Perspective: Dallas as the home of the International Broadcast Centre and one of the Cosm venues is not coincidence. FIFA’s World Cup 2026 International Broadcast Centre in Dallas will serve as the global hub for content distribution and media operations, facilitating the delivery of live match coverage alongside approximately 8,000 hours of additional non-live content. The logistics and the immersive experience are being built in the same city for a reason.
Opinion: Cosm is proving the out-of-home premium experience model works for live sports. Every arena operator, entertainment venue, and mixed-use real estate developer in North America should be paying close attention. The category is being legitimized at the highest possible event level. That’s not a footnote. That’s a market signal.
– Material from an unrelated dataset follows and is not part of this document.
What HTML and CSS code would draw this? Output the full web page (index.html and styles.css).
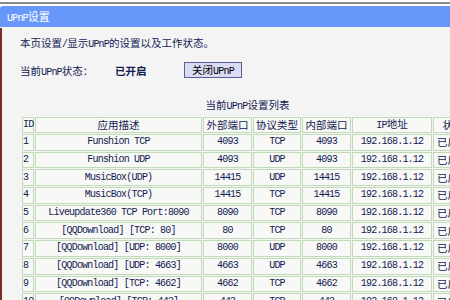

Watch List: Whether additional Cosm venues get added before the tournament ends, and whether Fox Sports or any other rights holder extends the shared-reality window beyond the matches already announced. The final being included is a statement. Every match being available would be a revolution.
The Through Line
FIFA just demonstrated that rights control and distribution reach are not opposing forces. They’re complementary levers, if you’re willing to architect the system instead of just selling it. What FIFA built for 2026 is a tiered, multi-format, contractually governed distribution stack that puts traditional broadcast at the center, social platforms in defined adjacent lanes, creators in structured access programmes, and immersive venues in a sanctioned premium tier. Every layer generates revenue. Every layer builds audience. Every layer is controlled. The properties still treating YouTube and TikTok as threats to suppress, or as free promotional channels to exploit without structure, are watching FIFA build the model they should have been building three years ago. Systems win. Moments expire.